We continue with a detailed study of Microsoft Azure stack as inferred from an introduction of Azure by Microsoft. We reviewed some more features of Azure storage. We saw how erasure coding works in Windows Azure Storage aka WAS and how its different from Pelican. We saw what steps WAS takes to improve durability. We also saw the benefits of journaling. We started reviewing the partition layer which translates objects such as blob, table or queue to storage.  It maintains a massively scalable namespace for the objects and performs load balancing across the available partition servers using a data structure called object table. The partition layer consists of the partition manager, partition servers and lock service.  The partition manager assigns RangePartitions from the object table to individual partition servers and the PM stores this assignment in the Partition Map Table. The partition servers handle concurrent transactions to objects for a RangePartition using the lock service. 

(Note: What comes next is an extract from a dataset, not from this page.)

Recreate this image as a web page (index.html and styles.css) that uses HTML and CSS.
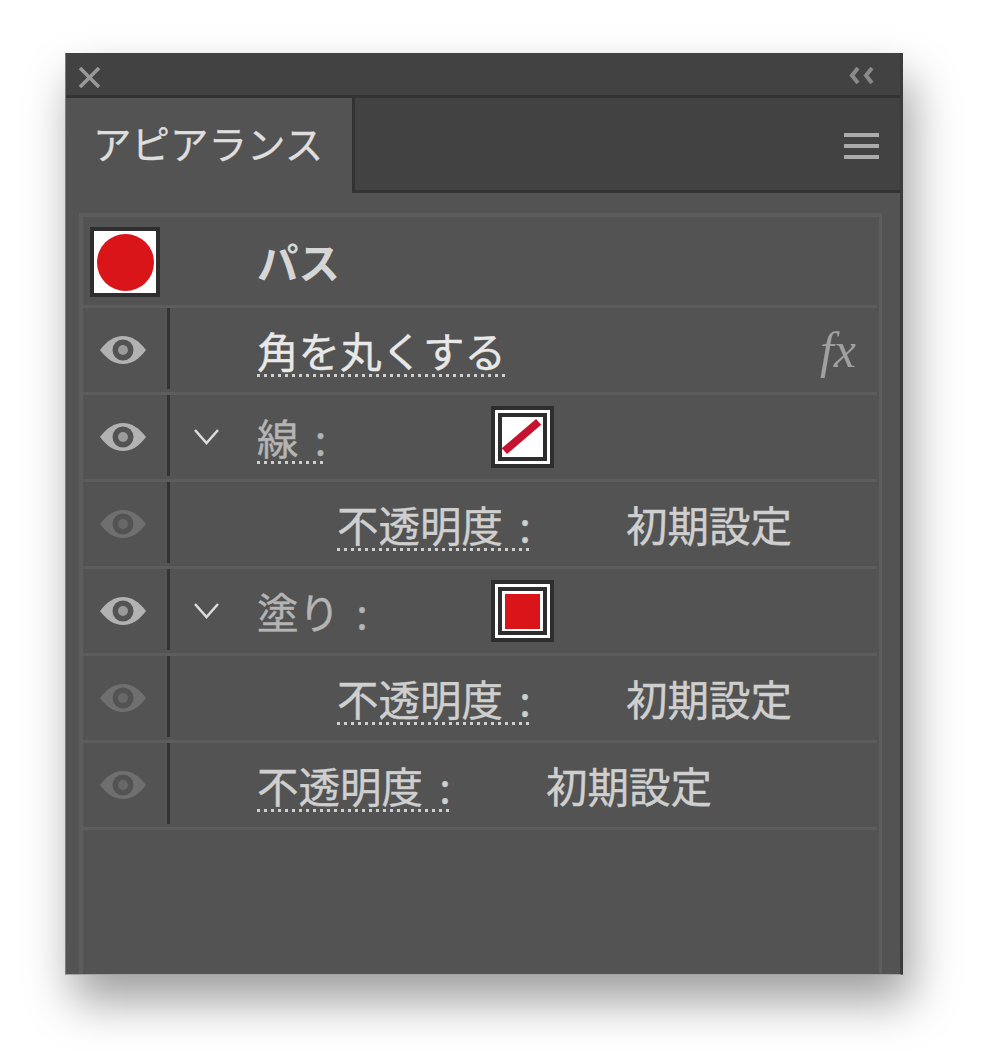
FILE: index.html
```html
<!DOCTYPE html>
<html lang="ja">
<head>
<meta charset="utf-8">
<title>アピアランス</title>
<link rel="stylesheet" href="styles.css">
</head>
<body>
<svg class="defs" width="0" height="0" aria-hidden="true">
  <defs>
    <symbol id="eye" viewBox="0 0 46 28">
      <path class="eye-shape" d="M0 14C7 5 14 0 23 0s16 5 23 14c-7 9-14 14-23 14S7 23 0 14z"/>
      <circle class="eye-hole" cx="23" cy="14" r="10.5"/>
      <circle class="eye-pupil" cx="23" cy="14" r="5"/>
    </symbol>
    <symbol id="chevron" viewBox="0 0 25 18">
      <path d="M1 2l11.500 13L24 2" fill="none" stroke="currentColor" stroke-width="2.500"/>
    </symbol>
  </defs>
</svg>
<main class="panel">
  <header class="titlebar">
    <svg class="icon-close" viewBox="0 0 21 21"><path d="M1 1l19 19M20 1L1 20"/></svg>
    <svg class="icon-collapse" viewBox="0 0 25 17"><path d="M9 1L3 8.500 9 16M23 1L17 8.500 23 16"/></svg>
  </header>
  <nav class="tabbar">
    <div class="tab">アピアランス</div>
    <div class="tab-rest"><div class="menu"><span></span><span></span><span></span></div></div>
  </nav>
  <section class="list">
    <div class="row row-head">
      <div class="thumb"><div class="thumb-dot"></div></div>
      <div class="label-col"><span class="text strong">パス</span></div>
    </div>
    <div class="row">
      <svg class="eye"><use href="#eye"/></svg>
      <div class="rule"></div>
      <div class="chev-col"></div>
      <div class="label-col"><span class="text bright dotted">角を丸くする</span></div>
      <span class="fx">fx</span>
    </div>
    <div class="row">
      <svg class="eye"><use href="#eye"/></svg>
      <div class="rule"></div>
      <div class="chev-col"><svg class="chev"><use href="#chevron"/></svg></div>
      <div class="label-col attr"><span class="text dim dotted">線 :</span></div>
      <div class="swatch"><div class="swatch-inner"><svg class="slash" viewBox="0 0 41 41"><path d="M2 35L37 5"/></svg></div></div>
    </div>
    <div class="row">
      <svg class="eye faint"><use href="#eye"/></svg>
      <div class="rule"></div>
      <div class="chev-col"></div>
      <div class="indent"></div>
      <div class="label-col opacity"><span class="text dotted">不透明度 :</span></div>
      <span class="text">初期設定</span>
    </div>
    <div class="row">
      <svg class="eye"><use href="#eye"/></svg>
      <div class="rule"></div>
      <div class="chev-col"><svg class="chev"><use href="#chevron"/></svg></div>
      <div class="label-col attr"><span class="text dim">塗り :</span></div>
      <div class="swatch"><div class="swatch-inner"><div class="fill"></div></div></div>
    </div>
    <div class="row">
      <svg class="eye faint"><use href="#eye"/></svg>
      <div class="rule"></div>
      <div class="chev-col"></div>
      <div class="indent"></div>
      <div class="label-col opacity"><span class="text dotted">不透明度 :</span></div>
      <span class="text">初期設定</span>
    </div>
    <div class="row">
      <svg class="eye faint"><use href="#eye"/></svg>
      <div class="rule"></div>
      <div class="chev-col"></div>
      <div class="label-col opacity"><span class="text dotted">不透明度 :</span></div>
      <span class="text">初期設定</span>
    </div>
  </section>
</main>
</body>
</html>
```
FILE: styles.css
```css
* { box-sizing: border-box; }
html, body { margin: 0; background: #fff; }
body { height: 1051px; padding: 53px 0 0 65px; overflow: hidden; font-family: "Noto Sans CJK JP", "Noto Sans", sans-serif; }
.defs { position: absolute; }
.panel {
  width: 838px; height: 922px; display: flex; flex-direction: column;
  background: #525352; border-right: 3px solid #3b3b3b; border-bottom: 1px solid #a3a3a3; border-left: 1px solid #7c7c7c;
  box-shadow: 8px 26px 44px rgba(0, 0, 0, .38);
}
.titlebar {
  height: 45px; flex: none; display: flex; justify-content: space-between; align-items: flex-start;
  background: #424242; border-bottom: 3px solid #333; padding: 14px 26px 0 13px;
}
.icon-close { width: 21px; height: 21px; }
.icon-close path { stroke: #999; stroke-width: 3.500; fill: none; }
.icon-collapse { width: 25px; height: 17px; }
.icon-collapse path { stroke: #8a8a8a; stroke-width: 4; fill: none; }
.tabbar { height: 95px; flex: none; display: flex; }
.tab {
  width: 286px; padding: 16px 0 0 27px; color: #dedede; font-size: 38.500px; line-height: 56px; white-space: nowrap;
  -webkit-text-stroke: .3px #dedede;
}
.tab-rest {
  flex: 1; background: #424242; border-left: 3px solid #333; border-bottom: 3px solid #333;
  display: flex; justify-content: flex-end; padding: 35px 21px 0 0;
}
.menu { width: 35px; display: flex; flex-direction: column; gap: 7px; }
.menu span { height: 4px; background: #ababab; }
.list {
  flex: 1; margin: 20px 18px 0 13px; border-top: 4px solid #5c5d5c; border-left: 4px solid #5c5d5c; border-right: 3px solid #5c5d5c;
  display: flex; flex-direction: column;
}
.row { height: 87px; flex: none; display: flex; align-items: center; border-bottom: 3px solid #5c5d5c; margin-right: 2px; }
.row-head { height: 91px; padding-left: 7px; }
.thumb { width: 70px; height: 70px; flex: none; border: 4px solid #2e2e2e; background: #fff; display: flex; align-items: center; justify-content: center; margin: 2px 98px 0 0; }
.thumb-dot { width: 57px; height: 57px; border-radius: 50%; background: #d9151a; }
.eye { width: 46px; height: 28px; flex: none; margin: 0 21px 0 17px; }
.eye-shape { fill: #b2b2b2; }
.eye-pupil { fill: #9a9a9a; }
.eye-hole { fill: #525352; }
.eye.faint { opacity: .3; }
.rule { width: 3px; flex: none; align-self: stretch; background: #333; margin-bottom: 3px; }
.chev-col { width: 88px; flex: none; padding-left: 24px; display: flex; align-items: center; }
.chev { width: 25px; height: 18px; color: #dcdcdc; margin-top: -1px; }
.indent { width: 80px; flex: none; }
.label-col { flex: none; }
.attr { width: 233px; }
.opacity { width: 289px; }
.text {
  display: inline-block; font-size: 41.500px; line-height: 53px; color: #cfcfcf; white-space: nowrap; word-spacing: 7px; margin-left: -1px;
  -webkit-text-stroke: .4px currentColor;
}
.strong { font-weight: 700; color: #d6d6d6; -webkit-text-stroke: 0; }
.bright { color: #e8e8e8; }
.dim { color: #b4b4b4; }
.dotted {
  background-image: linear-gradient(90deg, #cfcfcf 3px, transparent 3px);
  background-size: 7px 3px; background-repeat: repeat-x; background-position: left bottom;
}
.fx { margin-left: auto; margin-right: 21px; font-family: "Liberation Serif", serif; font-style: italic; font-size: 50px; line-height: 50px; color: #a0a0a0; }
.swatch { width: 63px; height: 62px; flex: none; border: 4px solid #2e2e2e; background: #fff; padding: 3px; }
.swatch-inner { width: 100%; height: 100%; border: 4px solid #2e2e2e; background: #fff; display: flex; align-items: center; justify-content: center; }
.slash { width: 41px; height: 40px; flex: none; }
.slash path { stroke: #c4122f; stroke-width: 8; fill: none; }
.fill { width: 35px; height: 35px; background: #d9151a; }
```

The data structure representing a RangePartition includes the Metadata Stream, the Commit Log Stream, the Row Data Stream and the Blob Data Stream. The Metadata Stream is like the identifier with all information on the RangePartition including the commit logs and the data. It also bears runtime information such as the states of outstanding split and merge operations. The commit log is used to store the recent, insert, update and delete operations since the last checkpoint The two data streams store the checkpoint row data and the blob data bits respectively. At the stream layer, each of the above translates to a stream and as such is persisted. We now look at in-memory data streams.
The in-memory version of the commit log for a RangePartition with changes that have not yet been checkpointed is cached in a memory table.  The index cache stores the checkpoint indexes of the row data stream. This differs from the row data cache that stores the checkpoint row data pages.Bloom filters are used to search based on checkpoints so as to avoid blindly examining all the data stream.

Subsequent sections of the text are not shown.